**Provided data**

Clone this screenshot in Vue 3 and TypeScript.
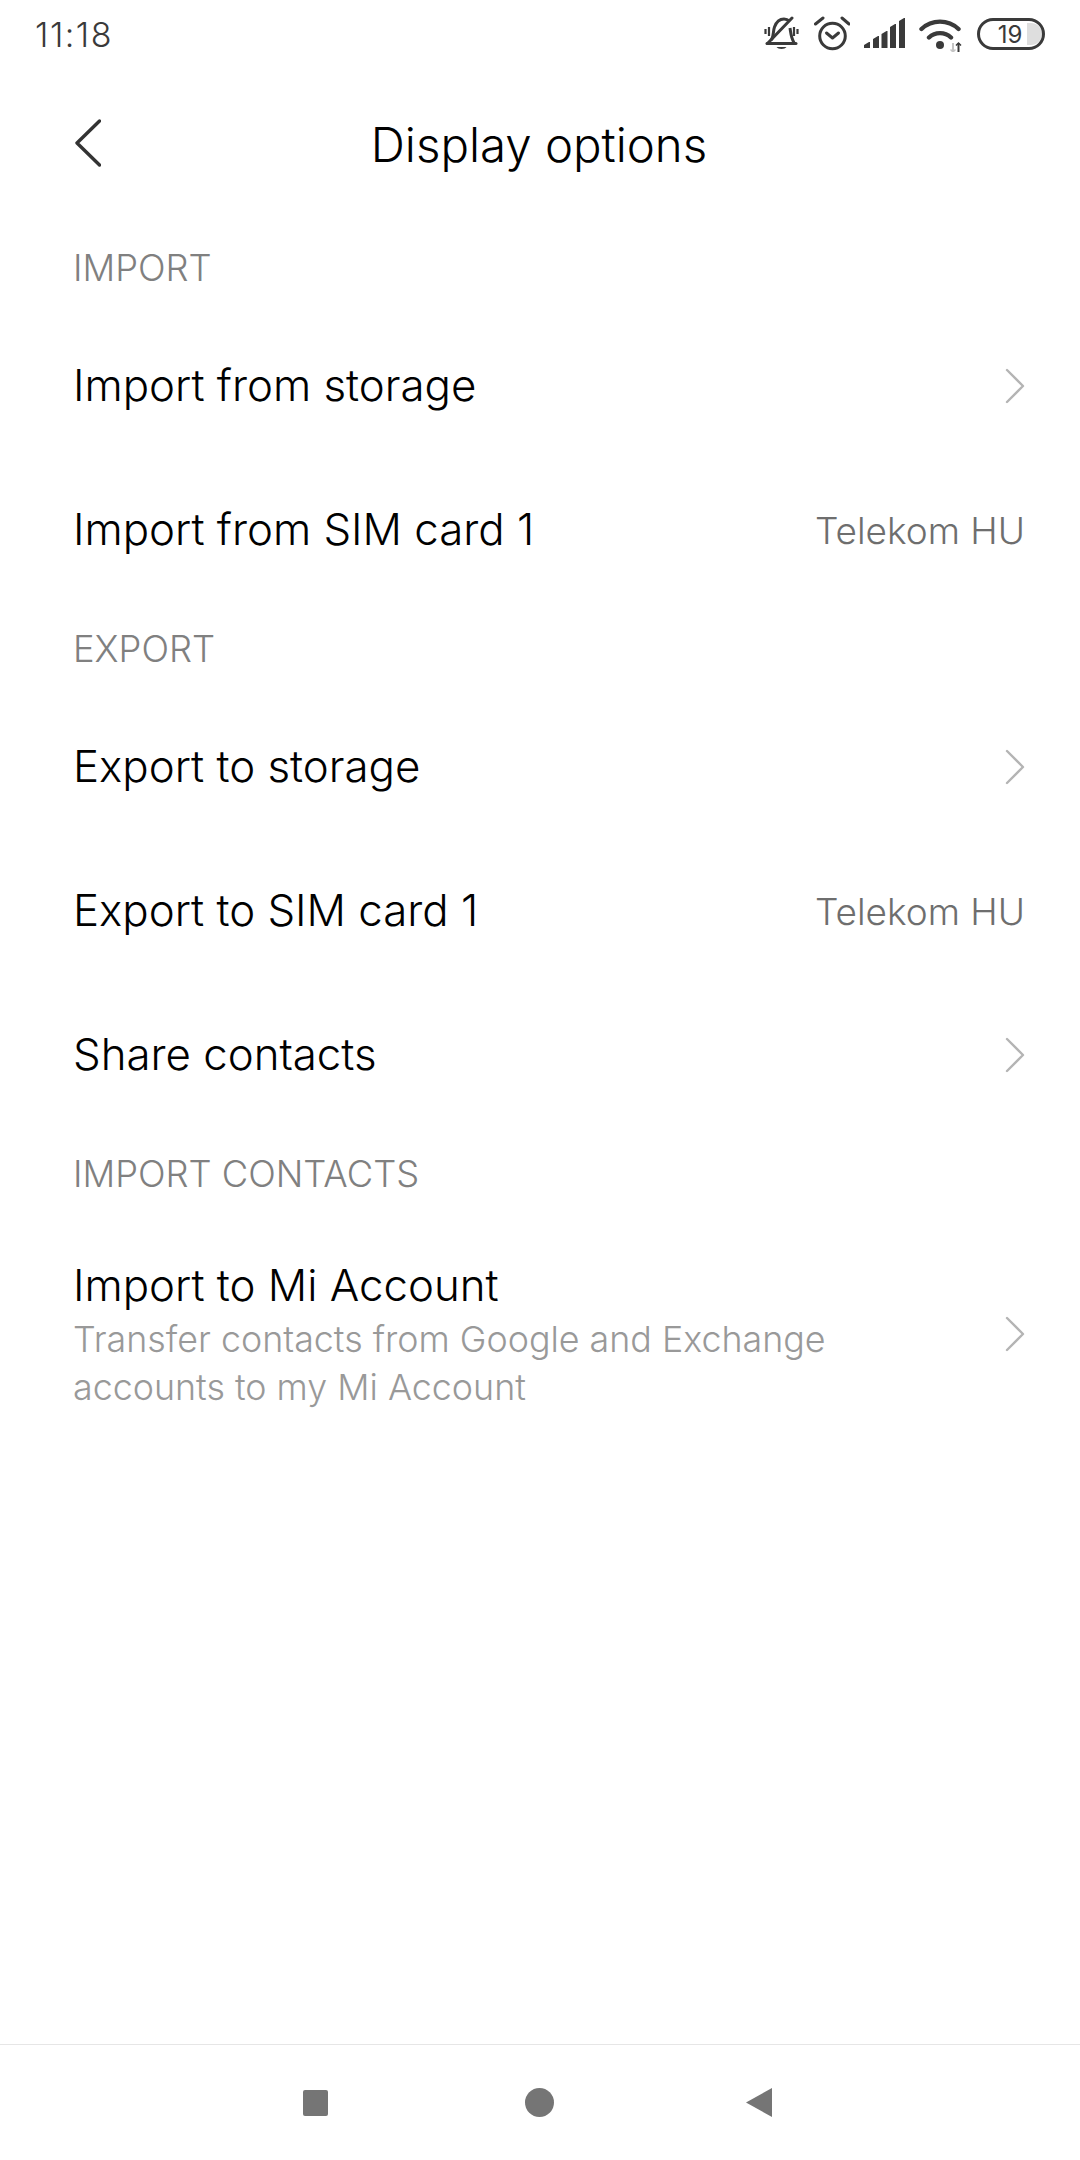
<script setup lang="ts">
interface Row {
  title: string
  value?: string
  desc?: string[]
}
interface Section {
  label: string
  rows: Row[]
}

const sections: Section[] = [
  {
    label: 'IMPORT',
    rows: [
      { title: 'Import from storage' },
      { title: 'Import from SIM card 1', value: 'Telekom HU' },
    ],
  },
  {
    label: 'EXPORT',
    rows: [
      { title: 'Export to storage' },
      { title: 'Export to SIM card 1', value: 'Telekom HU' },
      { title: 'Share contacts' },
    ],
  },
  {
    label: 'IMPORT CONTACTS',
    rows: [
      {
        title: 'Import to Mi Account',
        desc: ['Transfer contacts from Google and Exchange', 'accounts to my Mi Account'],
      },
    ],
  },
]
</script>

<template>
  <div class="screen">
    <div class="status-bar">
      <span class="clock">11:18</span>
      <div class="status-icons">
        <svg width="36" height="36" viewBox="0 0 36 36" fill="none" stroke="#3a3a3a" stroke-width="3">
          <path d="M7.500 24C10 19 9 15 10.500 11 12.500 5.500 16 3 20 3c2.500 0 4 .8 5.500 2.200M26 12c1 6 1 10 4 14.500" stroke-linejoin="round" />
          <path d="M3 27.500h29" stroke-linecap="round" />
          <path d="M3.500 27.500 28 2" stroke-linecap="round" />
          <path d="M12.500 31h10c-1.500 2.500-8.500 2.500-10 0z" fill="#3a3a3a" stroke="none" />
          <path d="M1.500 13v5M5 11v9M30 11v9M33.500 13v5" stroke-width="2.200" />
        </svg>
        <svg width="36" height="36" viewBox="0 0 36 36" fill="none" stroke="#3a3a3a" stroke-width="3">
          <circle cx="18.500" cy="20" r="12.800" />
          <path d="M12.500 17l6 5 6-5" stroke-linecap="round" stroke-linejoin="round" />
          <path d="M1.500 8 9 2M28 2l7 6" stroke-linecap="round" />
        </svg>
        <svg width="41" height="36" viewBox="0 0 41 36" fill="#3a3a3a">
          <path d="M0 32v-3l5-3h1v6zM9 32v-9l5-3h1v12zM17.500 32V18l5-3h1v17zM26 32V11l5-3h1v24zM35 32V5l5-3h1v30z" />
        </svg>
        <svg width="44" height="36" viewBox="0 0 44 36" fill="none" stroke="#3a3a3a" stroke-width="4.400">
          <path d="M2.500 13A27 27 0 0 1 39.500 13M10 21.500A16 16 0 0 1 32 21.500" stroke-linecap="round" />
          <circle cx="21" cy="29" r="4" fill="#3a3a3a" stroke="none" />
          <path d="M39.500 27v9" stroke-width="2" />
          <path d="M37 29.500l2.500-2.500 2.500 2.500" stroke-width="1.500" />
          <path d="M34 27v9" stroke="#c4c4c4" stroke-width="2" />
          <path d="M31.500 33.500l2.500 2.500 2.500-2.500" stroke="#c4c4c4" stroke-width="1.500" />
        </svg>
        <svg width="68" height="36" viewBox="0 0 68 36" fill="none">
          <path d="M50 7h4a11 11 0 0 1 0 22h-4z" fill="#dedede" />
          <rect x="1.500" y="3.500" width="65" height="29" rx="14.500" stroke="#3a3a3a" stroke-width="3" />
          <text x="33" y="26.500" text-anchor="middle" class="batt-num">19</text>
        </svg>
      </div>
    </div>

    <header class="title-bar">
      <svg class="back" width="26" height="48" viewBox="0 0 26 48" fill="none" stroke="#333" stroke-width="3.4" stroke-linecap="round" stroke-linejoin="round">
        <path d="M24.500 2 2 24l22.500 22" />
      </svg>
      <h1 class="title">Display options</h1>
    </header>

    <main class="content">
      <section v-for="section in sections" :key="section.label">
        <div class="section-label">{{ section.label }}</div>
        <div
          v-for="row in section.rows"
          :key="row.title"
          class="row"
          :class="{ 'row-tall': row.desc }"
        >
          <div class="row-text">
            <div class="row-title">{{ row.title }}</div>
            <div v-for="line in row.desc" :key="line" class="row-desc">{{ line }}</div>
          </div>
          <span v-if="row.value" class="row-value">{{ row.value }}</span>
          <svg v-else class="chev" width="20" height="36" viewBox="0 0 20 36" fill="none" stroke="#b4b4b4" stroke-width="2.4" stroke-linecap="round" stroke-linejoin="round">
            <path d="M2 2l16 16L2 34" />
          </svg>
        </div>
      </section>
    </main>

    <nav class="nav-bar">
      <span class="nav-square"></span>
      <span class="nav-circle"></span>
      <svg width="26" height="29" viewBox="0 0 26 29" fill="#757575">
        <path d="M26 0v29L0 14.500z" />
      </svg>
    </nav>
  </div>
</template>

<style scoped>
.screen {
  width: 1080px;
  height: 2160px;
  display: flex;
  flex-direction: column;
  background: #fff;
  font-family: "Inter", "Liberation Sans", sans-serif;
  font-weight: 300;
  color: #000;
  overflow: hidden;
}

.status-bar {
  height: 68px;
  flex: none;
  display: flex;
  align-items: center;
  justify-content: space-between;
  padding: 0 35px;
}

.clock {
  font-size: 34px;
  letter-spacing: 1.500px;
  color: #3a3a3a;
}

.status-icons {
  display: flex;
  align-items: center;
  gap: 14px;
}

.batt-num {
  font-family: "Inter", "Liberation Sans", sans-serif;
  font-size: 24px;
  font-weight: 400;
  fill: #3a3a3a;
}

.title-bar {
  height: 153px;
  flex: none;
  position: relative;
  display: flex;
  align-items: center;
  justify-content: center;
  padding-right: 2px;
}

.back {
  position: absolute;
  left: 75px;
  top: 51px;
}

.title {
  margin: 0;
  font-size: 47.400px;
  font-weight: 300;
}

.content {
  flex: 1;
  padding: 0 55px 0 73px;
}

.section-label {
  font-size: 36.300px;
  line-height: 45px;
  color: #808080;
  padding-top: 25px;
  height: 68px;
}

.row {
  min-height: 144px;
  display: flex;
  align-items: center;
  justify-content: space-between;
}

.row-tall {
  padding-top: 37px;
}

.row-title {
  font-size: 43.800px;
  line-height: 58px;
}

.row-desc {
  font-size: 35.800px;
  line-height: 48px;
  color: #999;
}

.row-value {
  font-size: 37px;
  color: #6e6e6e;
}

.chev {
  flex: none;
}

.nav-bar {
  height: 115px;
  flex: none;
  border-top: 1px solid #e6e6e6;
  display: flex;
  align-items: center;
  justify-content: center;
  gap: 192px;
  padding-right: 5px;
}

.nav-square {
  width: 25px;
  height: 26px;
  margin-right: 5px;
  border-radius: 2px;
  background: #757575;
}

.nav-circle {
  width: 29px;
  height: 29px;
  border-radius: 50%;
  background: #757575;
}
</style>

**Short problem**
All of the data needs repeating exactly, but the pictures do not.

**Response to the task**
Clone this screenshot in Vue 3 and TypeScript.
<script setup lang="ts">
interface Row {
  title: string
  value?: string
  desc?: string[]
}
interface Section {
  label: string
  rows: Row[]
}

const sections: Section[] = [
  {
    label: 'IMPORT',
    rows: [
      { title: 'Import from storage' },
      { title: 'Import from SIM card 1', value: 'Telekom HU' },
    ],
  },
  {
    label: 'EXPORT',
    rows: [
      { title: 'Export to storage' },
      { title: 'Export to SIM card 1', value: 'Telekom HU' },
      { title: 'Share contacts' },
    ],
  },
  {
    label: 'IMPORT CONTACTS',
    rows: [
      {
        title: 'Import to Mi Account',
        desc: ['Transfer contacts from Google and Exchange', 'accounts to my Mi Account'],
      },
    ],
  },
]
</script>

<template>
  <div class="screen">
    <div class="status-bar">
      <span class="clock">11:18</span>
      <div class="status-icons">
        <svg width="36" height="36" viewBox="0 0 36 36" fill="none" stroke="#3a3a3a" stroke-width="3">
          <path d="M7.500 24C10 19 9 15 10.500 11 12.500 5.500 16 3 20 3c2.500 0 4 .8 5.500 2.200M26 12c1 6 1 10 4 14.500" stroke-linejoin="round" />
          <path d="M3 27.500h29" stroke-linecap="round" />
          <path d="M3.500 27.500 28 2" stroke-linecap="round" />
          <path d="M12.500 31h10c-1.500 2.500-8.500 2.500-10 0z" fill="#3a3a3a" stroke="none" />
          <path d="M1.500 13v5M5 11v9M30 11v9M33.500 13v5" stroke-width="2.200" />
        </svg>
        <svg width="36" height="36" viewBox="0 0 36 36" fill="none" stroke="#3a3a3a" stroke-width="3">
          <circle cx="18.500" cy="20" r="12.800" />
          <path d="M12.500 17l6 5 6-5" stroke-linecap="round" stroke-linejoin="round" />
          <path d="M1.500 8 9 2M28 2l7 6" stroke-linecap="round" />
        </svg>
        <svg width="41" height="36" viewBox="0 0 41 36" fill="#3a3a3a">
          <path d="M0 32v-3l5-3h1v6zM9 32v-9l5-3h1v12zM17.500 32V18l5-3h1v17zM26 32V11l5-3h1v24zM35 32V5l5-3h1v30z" />
        </svg>
        <svg width="44" height="36" viewBox="0 0 44 36" fill="none" stroke="#3a3a3a" stroke-width="4.400">
          <path d="M2.500 13A27 27 0 0 1 39.500 13M10 21.500A16 16 0 0 1 32 21.500" stroke-linecap="round" />
          <circle cx="21" cy="29" r="4" fill="#3a3a3a" stroke="none" />
          <path d="M39.500 27v9" stroke-width="2" />
          <path d="M37 29.500l2.500-2.500 2.500 2.500" stroke-width="1.500" />
          <path d="M34 27v9" stroke="#c4c4c4" stroke-width="2" />
          <path d="M31.500 33.500l2.500 2.500 2.500-2.500" stroke="#c4c4c4" stroke-width="1.500" />
        </svg>
        <svg width="68" height="36" viewBox="0 0 68 36" fill="none">
          <path d="M50 7h4a11 11 0 0 1 0 22h-4z" fill="#dedede" />
          <rect x="1.500" y="3.500" width="65" height="29" rx="14.500" stroke="#3a3a3a" stroke-width="3" />
          <text x="33" y="26.500" text-anchor="middle" class="batt-num">19</text>
        </svg>
      </div>
    </div>

    <header class="title-bar">
      <svg class="back" width="26" height="48" viewBox="0 0 26 48" fill="none" stroke="#333" stroke-width="3.4" stroke-linecap="round" stroke-linejoin="round">
        <path d="M24.500 2 2 24l22.500 22" />
      </svg>
      <h1 class="title">Display options</h1>
    </header>

    <main class="content">
      <section v-for="section in sections" :key="section.label">
        <div class="section-label">{{ section.label }}</div>
        <div
          v-for="row in section.rows"
          :key="row.title"
          class="row"
          :class="{ 'row-tall': row.desc }"
        >
          <div class="row-text">
            <div class="row-title">{{ row.title }}</div>
            <div v-for="line in row.desc" :key="line" class="row-desc">{{ line }}</div>
          </div>
          <span v-if="row.value" class="row-value">{{ row.value }}</span>
          <svg v-else class="chev" width="20" height="36" viewBox="0 0 20 36" fill="none" stroke="#b4b4b4" stroke-width="2.4" stroke-linecap="round" stroke-linejoin="round">
            <path d="M2 2l16 16L2 34" />
          </svg>
        </div>
      </section>
    </main>

    <nav class="nav-bar">
      <span class="nav-square"></span>
      <span class="nav-circle"></span>
      <svg width="26" height="29" viewBox="0 0 26 29" fill="#757575">
        <path d="M26 0v29L0 14.500z" />
      </svg>
    </nav>
  </div>
</template>

<style scoped>
.screen {
  width: 1080px;
  height: 2160px;
  display: flex;
  flex-direction: column;
  background: #fff;
  font-family: "Inter", "Liberation Sans", sans-serif;
  font-weight: 300;
  color: #000;
  overflow: hidden;
}

.status-bar {
  height: 68px;
  flex: none;
  display: flex;
  align-items: center;
  justify-content: space-between;
  padding: 0 35px;
}

.clock {
  font-size: 34px;
  letter-spacing: 1.500px;
  color: #3a3a3a;
}

.status-icons {
  display: flex;
  align-items: center;
  gap: 14px;
}

.batt-num {
  font-family: "Inter", "Liberation Sans", sans-serif;
  font-size: 24px;
  font-weight: 400;
  fill: #3a3a3a;
}

.title-bar {
  height: 153px;
  flex: none;
  position: relative;
  display: flex;
  align-items: center;
  justify-content: center;
  padding-right: 2px;
}

.back {
  position: absolute;
  left: 75px;
  top: 51px;
}

.title {
  margin: 0;
  font-size: 47.400px;
  font-weight: 300;
}

.content {
  flex: 1;
  padding: 0 55px 0 73px;
}

.section-label {
  font-size: 36.300px;
  line-height: 45px;
  color: #808080;
  padding-top: 25px;
  height: 68px;
}

.row {
  min-height: 144px;
  display: flex;
  align-items: center;
  justify-content: space-between;
}

.row-tall {
  padding-top: 37px;
}

.row-title {
  font-size: 43.800px;
  line-height: 58px;
}

.row-desc {
  font-size: 35.800px;
  line-height: 48px;
  color: #999;
}

.row-value {
  font-size: 37px;
  color: #6e6e6e;
}

.chev {
  flex: none;
}

.nav-bar {
  height: 115px;
  flex: none;
  border-top: 1px solid #e6e6e6;
  display: flex;
  align-items: center;
  justify-content: center;
  gap: 192px;
  padding-right: 5px;
}

.nav-square {
  width: 25px;
  height: 26px;
  margin-right: 5px;
  border-radius: 2px;
  background: #757575;
}

.nav-circle {
  width: 29px;
  height: 29px;
  border-radius: 50%;
  background: #757575;
}
</style>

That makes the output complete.